Give every line of the data again, unchanged, but with no pictures.

DATA SEGMENT -
────────────────────
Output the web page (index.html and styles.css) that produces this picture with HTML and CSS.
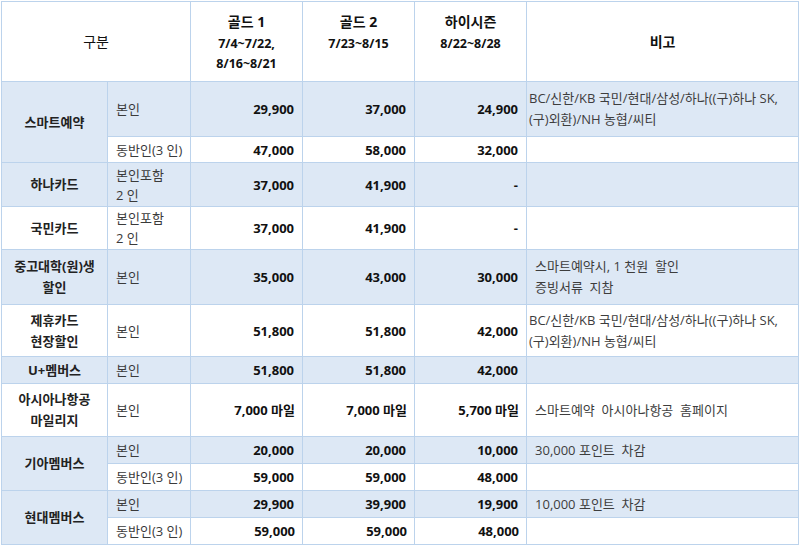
FILE: index.html
```html
<!DOCTYPE html>
<html lang="ko">
<head>
<meta charset="utf-8">
<link rel="stylesheet" href="styles.css">
</head>
<body>
<div class="page">
<table class="fare">
  <colgroup>
    <col class="c-group"><col class="c-sub"><col class="c-num"><col class="c-num"><col class="c-num"><col class="c-note">
  </colgroup>
  <thead>
    <tr class="h-head">
      <th colspan="2" class="mid plain">구분</th>
      <th class="top"><div class="ttl">골드 1</div><div class="dt">7/4~7/22,<br>8/16~8/21</div></th>
      <th class="top"><div class="ttl">골드 2</div><div class="dt">7/23~8/15</div></th>
      <th class="top"><div class="ttl">하이시즌</div><div class="dt">8/22~8/28</div></th>
      <th class="mid">비고</th>
    </tr>
  </thead>
  <tbody>
    <tr class="blue h55">
      <td rowspan="2" class="grp blue">스마트예약</td>
      <td class="sub">본인</td>
      <td class="num">29,900</td><td class="num">37,000</td><td class="num">24,900</td>
      <td class="note tight"><span class="nw">BC/신한/KB 국민/현대/삼성/하나((구)하나 SK,</span><br>(구)외환)/NH 농협/씨티</td>
    </tr>
    <tr class="h26">
      <td class="sub">동반인(3 인)</td>
      <td class="num">47,000</td><td class="num">58,000</td><td class="num">32,000</td>
      <td class="note"></td>
    </tr>
    <tr class="blue h44">
      <td class="grp">하나카드</td>
      <td class="sub">본인포함<br>2 인</td>
      <td class="num">37,000</td><td class="num">41,900</td><td class="num">-</td>
      <td class="note"></td>
    </tr>
    <tr class="h43">
      <td class="grp">국민카드</td>
      <td class="sub">본인포함<br>2 인</td>
      <td class="num">37,000</td><td class="num">41,900</td><td class="num">-</td>
      <td class="note"></td>
    </tr>
    <tr class="blue h55">
      <td class="grp">중고대학(원)생<br>할인</td>
      <td class="sub">본인</td>
      <td class="num">35,000</td><td class="num">43,000</td><td class="num">30,000</td>
      <td class="note">스마트예약시, 1 천원 &nbsp;할인<br>증빙서류 &nbsp;지참</td>
    </tr>
    <tr class="h52">
      <td class="grp">제휴카드<br>현장할인</td>
      <td class="sub">본인</td>
      <td class="num">51,800</td><td class="num">51,800</td><td class="num">42,000</td>
      <td class="note tight"><span class="nw">BC/신한/KB 국민/현대/삼성/하나((구)하나 SK,</span><br>(구)외환)/NH 농협/씨티</td>
    </tr>
    <tr class="blue h27">
      <td class="grp">U+멤버스</td>
      <td class="sub">본인</td>
      <td class="num">51,800</td><td class="num">51,800</td><td class="num">42,000</td>
      <td class="note"></td>
    </tr>
    <tr class="h53">
      <td class="grp">아시아나항공<br>마일리지</td>
      <td class="sub">본인</td>
      <td class="num near">7,000 마일</td><td class="num near">7,000 마일</td><td class="num near">5,700 마일</td>
      <td class="note">스마트예약 &nbsp;아시아나항공 &nbsp;홈페이지</td>
    </tr>
    <tr class="blue h27">
      <td rowspan="2" class="grp blue">기아멤버스</td>
      <td class="sub">본인</td>
      <td class="num">20,000</td><td class="num">20,000</td><td class="num">10,000</td>
      <td class="note">30,000 포인트 &nbsp;차감</td>
    </tr>
    <tr class="h27">
      <td class="sub">동반인(3 인)</td>
      <td class="num">59,000</td><td class="num">59,000</td><td class="num">48,000</td>
      <td class="note"></td>
    </tr>
    <tr class="blue h27">
      <td rowspan="2" class="grp blue">현대멤버스</td>
      <td class="sub">본인</td>
      <td class="num">29,900</td><td class="num">39,900</td><td class="num">19,900</td>
      <td class="note">10,000 포인트 &nbsp;차감</td>
    </tr>
    <tr class="h27">
      <td class="sub">동반인(3 인)</td>
      <td class="num near">59,000</td><td class="num near">59,000</td><td class="num near">48,000</td>
      <td class="note"></td>
    </tr>
  </tbody>
</table>
</div>
</body>
</html>
```

FILE: styles.css
```css
html, body {
  margin: 0;
  padding: 0;
  background: #ffffff;
}

.page {
  padding: 1px 0 0 1px;
}

.fare {
  border-collapse: collapse;
  table-layout: fixed;
  width: 797px;
  font-family: "Open Sans", "Noto Sans CJK KR", sans-serif;
  font-size: 13px;
  line-height: 20px;
  color: #111;
}

.c-group { width: 106px; }
.c-sub { width: 83px; }
.c-num { width: 112px; }
.c-note { width: 272px; }

.fare th,
.fare td {
  border: 1px solid #bcd3ec;
  padding: 0 8px;
  vertical-align: middle;
}

.h-head { height: 80px; }
.h-head th { font-weight: 700; text-align: center; }
.h-head th.top { vertical-align: top; padding-top: 8px; }
.h-head th.plain { font-weight: 400; font-size: 13.5px; }
.h-head th.mid { font-size: 14px; }
.ttl { font-size: 14px; line-height: 24px; }
.dt { font-size: 12.5px; line-height: 20px; }

.h55 { height: 55px; }
.h52 { height: 52px; }
.h53 { height: 53px; }
.h44 { height: 44px; }
.h43 { height: 43px; }
.h27 { height: 27px; }
.h26 { height: 26px; }

.blue td, td.blue { background: #dde8f5; }

.grp {
  text-align: center;
  font-weight: 700;
  color: #222;
  padding: 0 4px;
  line-height: 21px;
}

.sub {
  text-align: left;
  color: #3a3a3a;
  line-height: 20px;
  padding: 0 0 0 7px;
  white-space: nowrap;
  overflow: hidden;
}

.num {
  text-align: right;
  font-weight: 700;
  color: #111;
  padding-right: 10px;
  line-height: 20px;
}

.num.near { padding-right: 7px; }

.note {
  text-align: left;
  color: #3d3d3d;
  font-size: 13px;
  line-height: 21px;
  padding-left: 7px;
}

.note.tight {
  padding-left: 2px;
  padding-right: 0;
}

.nw { white-space: nowrap; }
```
────────────────────
OUTPUT OF THE EXERCISE -
Output the web page (index.html and styles.css) that produces this picture with HTML and CSS.
FILE: index.html
```html
<!DOCTYPE html>
<html lang="ko">
<head>
<meta charset="utf-8">
<link rel="stylesheet" href="styles.css">
</head>
<body>
<div class="page">
<table class="fare">
  <colgroup>
    <col class="c-group"><col class="c-sub"><col class="c-num"><col class="c-num"><col class="c-num"><col class="c-note">
  </colgroup>
  <thead>
    <tr class="h-head">
      <th colspan="2" class="mid plain">구분</th>
      <th class="top"><div class="ttl">골드 1</div><div class="dt">7/4~7/22,<br>8/16~8/21</div></th>
      <th class="top"><div class="ttl">골드 2</div><div class="dt">7/23~8/15</div></th>
      <th class="top"><div class="ttl">하이시즌</div><div class="dt">8/22~8/28</div></th>
      <th class="mid">비고</th>
    </tr>
  </thead>
  <tbody>
    <tr class="blue h55">
      <td rowspan="2" class="grp blue">스마트예약</td>
      <td class="sub">본인</td>
      <td class="num">29,900</td><td class="num">37,000</td><td class="num">24,900</td>
      <td class="note tight"><span class="nw">BC/신한/KB 국민/현대/삼성/하나((구)하나 SK,</span><br>(구)외환)/NH 농협/씨티</td>
    </tr>
    <tr class="h26">
      <td class="sub">동반인(3 인)</td>
      <td class="num">47,000</td><td class="num">58,000</td><td class="num">32,000</td>
      <td class="note"></td>
    </tr>
    <tr class="blue h44">
      <td class="grp">하나카드</td>
      <td class="sub">본인포함<br>2 인</td>
      <td class="num">37,000</td><td class="num">41,900</td><td class="num">-</td>
      <td class="note"></td>
    </tr>
    <tr class="h43">
      <td class="grp">국민카드</td>
      <td class="sub">본인포함<br>2 인</td>
      <td class="num">37,000</td><td class="num">41,900</td><td class="num">-</td>
      <td class="note"></td>
    </tr>
    <tr class="blue h55">
      <td class="grp">중고대학(원)생<br>할인</td>
      <td class="sub">본인</td>
      <td class="num">35,000</td><td class="num">43,000</td><td class="num">30,000</td>
      <td class="note">스마트예약시, 1 천원 &nbsp;할인<br>증빙서류 &nbsp;지참</td>
    </tr>
    <tr class="h52">
      <td class="grp">제휴카드<br>현장할인</td>
      <td class="sub">본인</td>
      <td class="num">51,800</td><td class="num">51,800</td><td class="num">42,000</td>
      <td class="note tight"><span class="nw">BC/신한/KB 국민/현대/삼성/하나((구)하나 SK,</span><br>(구)외환)/NH 농협/씨티</td>
    </tr>
    <tr class="blue h27">
      <td class="grp">U+멤버스</td>
      <td class="sub">본인</td>
      <td class="num">51,800</td><td class="num">51,800</td><td class="num">42,000</td>
      <td class="note"></td>
    </tr>
    <tr class="h53">
      <td class="grp">아시아나항공<br>마일리지</td>
      <td class="sub">본인</td>
      <td class="num near">7,000 마일</td><td class="num near">7,000 마일</td><td class="num near">5,700 마일</td>
      <td class="note">스마트예약 &nbsp;아시아나항공 &nbsp;홈페이지</td>
    </tr>
    <tr class="blue h27">
      <td rowspan="2" class="grp blue">기아멤버스</td>
      <td class="sub">본인</td>
      <td class="num">20,000</td><td class="num">20,000</td><td class="num">10,000</td>
      <td class="note">30,000 포인트 &nbsp;차감</td>
    </tr>
    <tr class="h27">
      <td class="sub">동반인(3 인)</td>
      <td class="num">59,000</td><td class="num">59,000</td><td class="num">48,000</td>
      <td class="note"></td>
    </tr>
    <tr class="blue h27">
      <td rowspan="2" class="grp blue">현대멤버스</td>
      <td class="sub">본인</td>
      <td class="num">29,900</td><td class="num">39,900</td><td class="num">19,900</td>
      <td class="note">10,000 포인트 &nbsp;차감</td>
    </tr>
    <tr class="h27">
      <td class="sub">동반인(3 인)</td>
      <td class="num near">59,000</td><td class="num near">59,000</td><td class="num near">48,000</td>
      <td class="note"></td>
    </tr>
  </tbody>
</table>
</div>
</body>
</html>
```

FILE: styles.css
```css
html, body {
  margin: 0;
  padding: 0;
  background: #ffffff;
}

.page {
  padding: 1px 0 0 1px;
}

.fare {
  border-collapse: collapse;
  table-layout: fixed;
  width: 797px;
  font-family: "Open Sans", "Noto Sans CJK KR", sans-serif;
  font-size: 13px;
  line-height: 20px;
  color: #111;
}

.c-group { width: 106px; }
.c-sub { width: 83px; }
.c-num { width: 112px; }
.c-note { width: 272px; }

.fare th,
.fare td {
  border: 1px solid #bcd3ec;
  padding: 0 8px;
  vertical-align: middle;
}

.h-head { height: 80px; }
.h-head th { font-weight: 700; text-align: center; }
.h-head th.top { vertical-align: top; padding-top: 8px; }
.h-head th.plain { font-weight: 400; font-size: 13.5px; }
.h-head th.mid { font-size: 14px; }
.ttl { font-size: 14px; line-height: 24px; }
.dt { font-size: 12.5px; line-height: 20px; }

.h55 { height: 55px; }
.h52 { height: 52px; }
.h53 { height: 53px; }
.h44 { height: 44px; }
.h43 { height: 43px; }
.h27 { height: 27px; }
.h26 { height: 26px; }

.blue td, td.blue { background: #dde8f5; }

.grp {
  text-align: center;
  font-weight: 700;
  color: #222;
  padding: 0 4px;
  line-height: 21px;
}

.sub {
  text-align: left;
  color: #3a3a3a;
  line-height: 20px;
  padding: 0 0 0 7px;
  white-space: nowrap;
  overflow: hidden;
}

.num {
  text-align: right;
  font-weight: 700;
  color: #111;
  padding-right: 10px;
  line-height: 20px;
}

.num.near { padding-right: 7px; }

.note {
  text-align: left;
  color: #3d3d3d;
  font-size: 13px;
  line-height: 21px;
  padding-left: 7px;
}

.note.tight {
  padding-left: 2px;
  padding-right: 0;
}

.nw { white-space: nowrap; }
```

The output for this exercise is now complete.